Experts and activists are warning that a new anti-counterfeit bill introduced by the federal government last week is a move to position Canadian law in line with a controversial copyright treaty that sparked mass protests across Europe last year.
Touted by Ottawa as a move to protect consumers and businesses from counterfeit products, Bill C-56, or the Combating Counterfeit Products Act, grants increased powers to Canadian border guards to detain shipments and seize or destroy counterfeit goods without judicial oversight.
It also introduces new criminal offences for commercial trademark counterfeiting.
“This bill will provide the [Canadian Border Services Agency] and RCMP with new enforcement tools to better protect against commercial counterfeiting activities, both at the border and domestically,” said Public Safety minister Vic Toews in a statement.
The bill disturbingly suggests that Canada is gearing up to ratify ACTA.
— Technology law expert Michael Geist
But critics say the proposed legislation is aimed at ensuring Canada complies with the Anti-Counterfeiting Trade Agreement (ACTA), a widely-discredited multi-national treaty created to establish international standards for intellectual property rights enforcement.
The treaty triggered mass protests across Europe last year and was roundly rejected by the European Parliament and Mexico. ACTA’s critics said the treaty’s provisions would lead to censorship on the Internet, a deterioration of civil liberties, and the criminalization of small-scale use of copyrighted material.
“The bill disturbingly suggests that Canada is gearing up to ratify ACTA since this bill addresses many of the remaining non-ACTA compliant aspects of Canadian law,” said technology law expert Michael Geist on his blog.
Geist says Bill C-56 positions Canada to ratify ACTA by addressing controversial border measures provisions, and is “the latest example of caving to U.S. pressure on intellectual property.”
The bill requires border and customs officials to enforce private intellectual property rights on behalf of big entertainment and other companies as outlined in ACTA.
“The bill could have serious harmful effects with border guards forced to serve as copyright experts without court oversight, and the increased criminalization of copyright and trademark law,” he writes.
The bill comes amidst new U.S.-led efforts to revive ACTA. On Mar. 1—the date the Canadian legislation was introduced—the U.S. Trade Representative’s office released its 2013 Trade Policy Agenda, which includes a section on changing Canada’s copyright and intellectual property legislation.

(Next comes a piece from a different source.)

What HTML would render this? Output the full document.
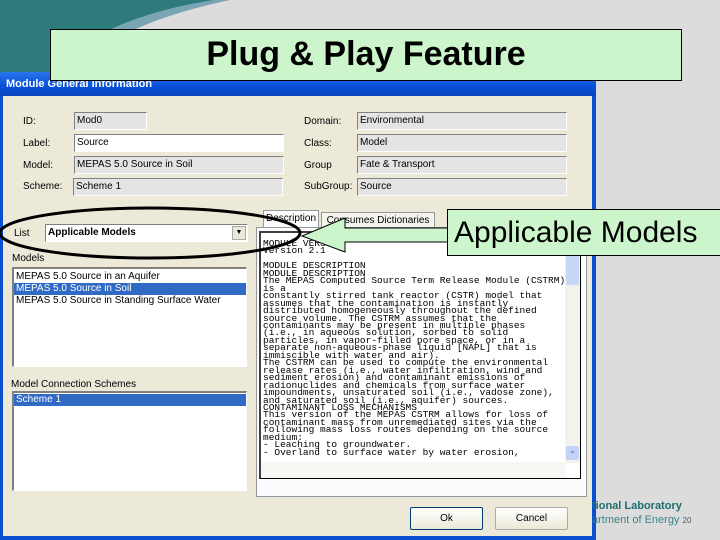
<!DOCTYPE html>
<html><head><meta charset="utf-8"><style>
*{margin:0;padding:0;box-sizing:border-box}
body{width:720px;height:540px;overflow:hidden;background:#dcdcdc;position:relative;font-family:"Liberation Sans",sans-serif}
.a{position:absolute}
.lbl{position:absolute;font-size:10px;color:#000}
.box{position:absolute;height:18px;border:1px solid #fff;border-top-color:#808080;border-left-color:#808080;background:#e4e4e4;font-size:10px;padding:2px 2px;line-height:12px}
.w{background:#fff}
.lst{position:absolute;background:#fff;border:1px solid #fff;border-top:2px solid #808080;border-left:2px solid #808080;font-size:10px;line-height:12px}
.sel{background:#316ac5;color:#fff}
pre{font-family:"Liberation Mono",monospace;font-size:9.5px;line-height:7.45px;letter-spacing:0}
.btn{position:absolute;height:23px;border:1px solid #003c74;border-radius:2px;background:linear-gradient(#fff,#ece9d8);font-size:10px;text-align:center;line-height:21px}
</style></head><body>
<svg class="a" style="left:0;top:0" width="260" height="100"><path d="M0 0H215C150 10 90 30 50 72H0Z" fill="#2e7b7b"/><path d="M215 0C150 10 90 30 50 72H70C110 35 160 15 230 0Z" fill="#7aa4b4"/></svg>
<div class="a" style="left:0;top:72px;width:596px;height:468px;background:#0a4fd0"></div>
<div class="a" style="left:0;top:72px;width:596px;height:24px;background:linear-gradient(#2a74ee,#0850d8 60%,#0846c0)"></div>
<div class="a" style="left:6px;top:78px;color:#fff;font-weight:bold;font-size:11px">Module General Information</div>
<div class="a" style="left:3px;top:96px;width:589px;height:440px;background:#ece9d8"></div>
<div class="lbl" style="left:23px;top:116px">ID:</div>
<div class="lbl" style="left:23px;top:138px">Label:</div>
<div class="lbl" style="left:23px;top:160px">Model:</div>
<div class="lbl" style="left:23px;top:181px">Scheme:</div>
<div class="box" style="left:74px;top:112px;width:73px">Mod0</div>
<div class="box w" style="left:74px;top:134px;width:210px">Source</div>
<div class="box" style="left:74px;top:156px;width:210px">MEPAS 5.0 Source in Soil</div>
<div class="box" style="left:73px;top:178px;width:210px">Scheme 1</div>
<div class="lbl" style="left:304px;top:116px">Domain:</div>
<div class="lbl" style="left:304px;top:138px">Class:</div>
<div class="lbl" style="left:304px;top:160px">Group</div>
<div class="lbl" style="left:304px;top:181px">SubGroup:</div>
<div class="box" style="left:357px;top:112px;width:210px">Environmental</div>
<div class="box" style="left:357px;top:134px;width:210px">Model</div>
<div class="box" style="left:357px;top:156px;width:210px">Fate &amp; Transport</div>
<div class="box" style="left:357px;top:178px;width:210px">Source</div>
<div class="lbl" style="left:14px;top:228px">List</div>
<div class="box w" style="left:45px;top:224px;width:203px;font-weight:bold">Applicable Models<div class="a" style="right:1px;top:1px;width:14px;height:14px;background:#ece9d8;border:1px solid #aaa;font-size:7px;line-height:12px;text-align:center">▼</div></div>
<div class="lbl" style="left:12px;top:253px">Models</div>
<div class="lst" style="left:12px;top:267px;width:235px;height:100px;padding-top:2px"><div style="padding-left:2px">MEPAS 5.0 Source in an Aquifer</div><div class="sel" style="padding-left:2px">MEPAS 5.0 Source in Soil</div><div style="padding-left:2px">MEPAS 5.0 Source in Standing Surface Water</div></div>
<div class="lbl" style="left:11px;top:379px">Model Connection Schemes</div>
<div class="lst" style="left:12px;top:391px;width:235px;height:100px;padding-top:1px"><div class="sel" style="padding-left:2px">Scheme 1</div></div>
<div class="a" style="left:263px;top:210px;width:56px;height:18px;border:1px solid #919b9c;border-bottom:none;background:#fcfcfe;font-size:10px;text-align:center;line-height:16px">Description</div>
<div class="a" style="left:321px;top:212px;width:114px;height:16px;border:1px solid #919b9c;border-bottom:none;background:#f4f3ee;font-size:10px;text-align:center;line-height:15px">Consumes Dictionaries</div>
<div class="a" style="left:256px;top:227px;width:331px;height:270px;border:1px solid #919b9c;background:#fcfcfe"></div>
<div class="a" style="left:259px;top:231px;width:322px;height:248px;border:1px solid #000;border-top:2px solid #404040;border-left:2px solid #404040;background:#fff;overflow:hidden">
<pre style="position:absolute;left:2px;top:7px">MODULE VERSION
Version 2.1

MODULE DESCRIPTION
MODULE DESCRIPTION
The MEPAS Computed Source Term Release Module (CSTRM)
is a
constantly stirred tank reactor (CSTR) model that
assumes that the contamination is instantly
distributed homogeneously throughout the defined
source volume. The CSTRM assumes that the
contaminants may be present in multiple phases
(i.e., in aqueous solution, sorbed to solid
particles, in vapor-filled pore space, or in a
separate non-aqueous-phase liquid [NAPL] that is
immiscible with water and air).
The CSTRM can be used to compute the environmental
release rates (i.e., water infiltration, wind and
sediment erosion) and contaminant emissions of
radionuclides and chemicals from surface water
impoundments, unsaturated soil (i.e., vadose zone),
and saturated soil (i.e., aquifer) sources.
CONTAMINANT LOSS MECHANISMS
This version of the MEPAS CSTRM allows for loss of
contaminant mass from unremediated sites via the
following mass loss routes depending on the source
medium:
- Leaching to groundwater.
- Overland to surface water by water erosion,</pre>
<div class="a" style="right:0;top:0;width:15px;height:230px;background:#f3f3ee"><div class="a" style="left:1px;top:22px;width:13px;height:30px;background:#c8d6f8;border-radius:2px"></div><div class="a" style="left:1px;top:213px;width:13px;height:14px;background:#c4d3f5;border-radius:2px;font-size:8px;color:#4d6185;text-align:center">⌄</div></div>
<div class="a" style="left:0;bottom:0;width:305px;height:16px;background:#f7f7f3"></div>
</div>
<div class="btn" style="left:410px;top:507px;width:73px">Ok</div>
<div class="btn" style="left:495px;top:507px;width:73px;border-color:#aaa">Cancel</div>
<div class="a" style="left:592px;top:500px;font-size:11px;font-weight:bold;color:#1f6d6d;white-space:nowrap">tional Laboratory</div>
<div class="a" style="left:592px;top:514px;font-size:11px;color:#3a8585;white-space:nowrap">artment of Energy <span style="font-size:8px;color:#555">20</span></div>
<div class="a" style="left:50px;top:29px;width:632px;height:52px;background:#ccf5cc;border:1px solid #000;text-align:center;font-size:34px;font-weight:bold;line-height:48px">Plug &amp; Play Feature</div>
<svg class="a" style="left:0;top:0" width="720" height="540">
<ellipse cx="150" cy="233" rx="150" ry="25" fill="none" stroke="#000" stroke-width="3"/>
<path d="M449 228H345V218L302 236L345 252V242H449Z" fill="#ccf5cc" stroke="#000" stroke-width="1"/>
</svg>
<div class="a" style="left:447px;top:209px;width:280px;height:47px;background:#ccf5cc;border:1px solid #000;font-size:30px;line-height:46px;padding-left:6px;white-space:nowrap;overflow:hidden">Applicable Models</div>
</body></html>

The policy states that the U.S. is working with Japan and other negotiating parties “to ensure that ACTA can come into force as soon as possible,” and encourages Canada “to meet its [ACTA] obligations.”
Despite the European Parliament’s rejection of the treaty last July, it can still come into effect if it receives a total of six ratifications. The current ACTA signatories are Australia, Canada, Japan, Korea, Mexico, Morocco, New Zealand, Singapore, and the U.S. Only Japan has formally ratified, leaving the U.S. seeking four more countries to follow suit.
The Electronic Frontier Foundation (EFF), a digital rights group, says Bill C-56 shows Canada “did not miss a beat” in folding to U.S. demands.
The strengthened border measures will play a vital role in protecting jobs for Canadian manufacturers.
— Kevin Spreekmeester, Canada Goose
“Overall, this new bill is a glaring indication of how willing Canada is to cave to U.S. pressure on intellectual property enforcement,” said a Mar. 1 statement by EFF’s Maira Sutton.
Some industry groups, however, are lauding the bill as a much-needed measure in protecting businesses from counterfeit victimization.
“The strengthened border measures will play a vital role in protecting jobs for Canadian manufacturers, as well as unsuspecting consumers looking for bargains from those that would do them harm,” said Kevin Spreekmeester, co-chair of the Canadian Intellectual Property Council and VP of global marketing for outerwear brand Canada Goose.
“Until now, it’s been easy to get these products into Canada from around the world because of the lack of power for border patrol to search and seize counterfeit goods, and the minimal repercussions for counterfeiters who are caught,” he added.
Spreekmeester said Canada Goose has battled counterfeits for over five years, but the issue has become increasingly problematic as the popularity of the brand rises, leading to investments of “hundreds of thousands of dollars every year” in various anti-counterfeit initiatives.
The Canadian Anti-Counterfeiting Network (CACN) also welcomes the proposed legislation, saying it will help combat the growing problem of counterfeiting.
“Counterfeiting has grown into a criminal activity that supports everything from organized crime to terrorism. That was mainly because in the current landscape, the risk of getting caught is low while the profit margin is extremely high. With this new legislation, the risk assessment will begin to change,” said CACN chair Wayne Edwards.